Nova will detect and refuse to boot an instance with an SR-IOV type port that
contains addtional resouce requests. This will be done by returning a code
409 until support for this is added. Attaching SR-IOV ports with additional
resources will also be detected and rejected.
Neutron SR-IOV ports with QoS (out of scope)
--------------------------------------------
When a Neutron port requests additional resources, Nova generates Placement
request groups from the ``resource_request`` and as in the simple case will
generate a request group from the PCI request. The resource request of these
groups of a Neutron port needs to be correlated to ensure that a port gets
the PCI device and the bandwidth from the same physical device. However,
today the bandwidth is modeled under the Neutron RP subtree while PCI devices
will be modeled right under the root RP. So the two RPs to allocate from are
not within the same subtree. (Note that Placement always fulfills a named
request group from a single RP but allows correlating such request groups
within the same subtree.) We have multiple options here:
* Create a scheduler filter that removes allocation candidates where these
request groups are fulfilled from different physical devices.
* Report the bandwidth and the PCI device resource on the same RP. This breaks
the clear ownership of a single RP as the bandwidth is reported by the
Neutron agent while the PCI device is reported by Nova.
* Move the two RPs (bandwidth and PCI dev) into the same subtree. This
needs an agreement between Nova and Neutron devs where to move the RPs and
needs an extra reshape to implement the move.
* Enhance Placement to allow sharing of resources between RPs within the same
RP tree. By that, we could make the bandwidth RP a sharing RP that shares
resources with the PCI device RP representing the physical device.

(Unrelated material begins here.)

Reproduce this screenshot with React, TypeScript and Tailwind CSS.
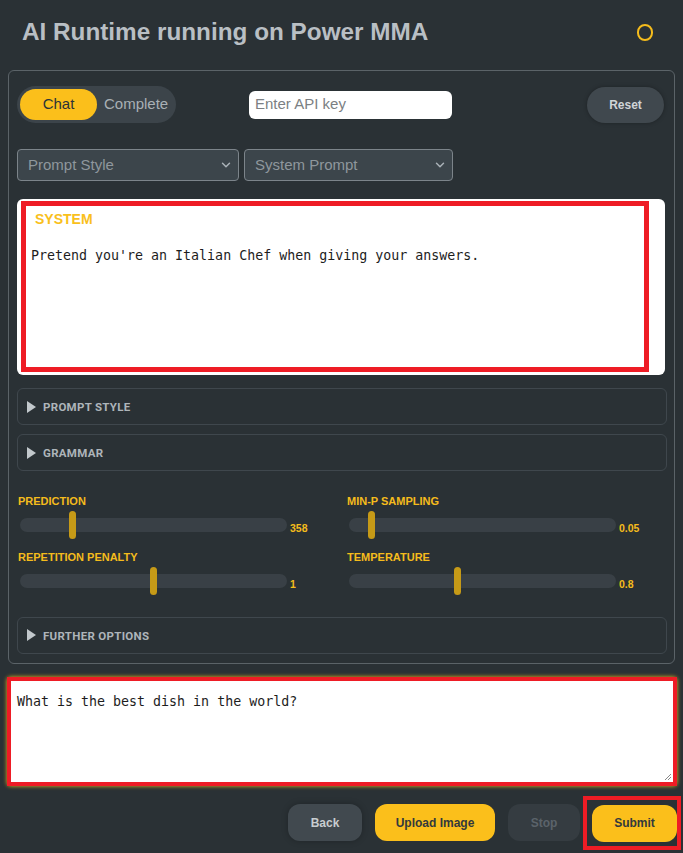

To enable forward progress with the minimum of dependencies and incremental
progress, the preferred short term solution is to enhance the existing
pci_passthough_filter to remove allocation candidates where these request
groups are fulfilled from different physical devices or add a new scheduler
filter that removes allocation candidates.
Requesting PCI devices
----------------------
Nova will continue using the ``InstancePCIRequest`` to track the requested
SR-IOV NIC devices for a VM.
VM lifecycle operations
-----------------------
The initial scheduling is very similar to the later scheduling done due to
move operations. So, the existing implementation can be reused. Also, the
current logic that switches the source node Placement allocation to be held by
the migration UUID can be reused.
Attaching and detaching PCI devices will continue to be supported via Neutron
SR-IOV ports.
Alternatives
------------
* We could keep using the legacy tracking with all its good and bad properties.
* We could have Nova create the resource providers for the SR-IOV devices under
the Neutron SR-IOV NIC agent resource provider. However Nova does not know
which network backend is in use and this would create a start up dependency
loop between Nova and Neutron. Neutron need the comptue RP to be created
before it can create the SR-IOV NIC agent RP and Nova would need the agent RP
to finish reporting the pci devices.
* We could defer the Nova support for tracking SR-IOV devices in placement
until we reshape how banditwith is tracked or we develop a new placement
featutre to corralate the relevent RPs.
Data model impact
-----------------
``InstancePCIRequest`` object will be extended to include the required and
forbidden traits and the resource class generated by Nova.
REST API impact
---------------
None
Security impact
---------------
None
Notifications impact
--------------------
None
Other end user impact
---------------------
None
Performance Impact
------------------
In general, this is expected to improve the scheduling performance but
should have no runtime performance impact on guests.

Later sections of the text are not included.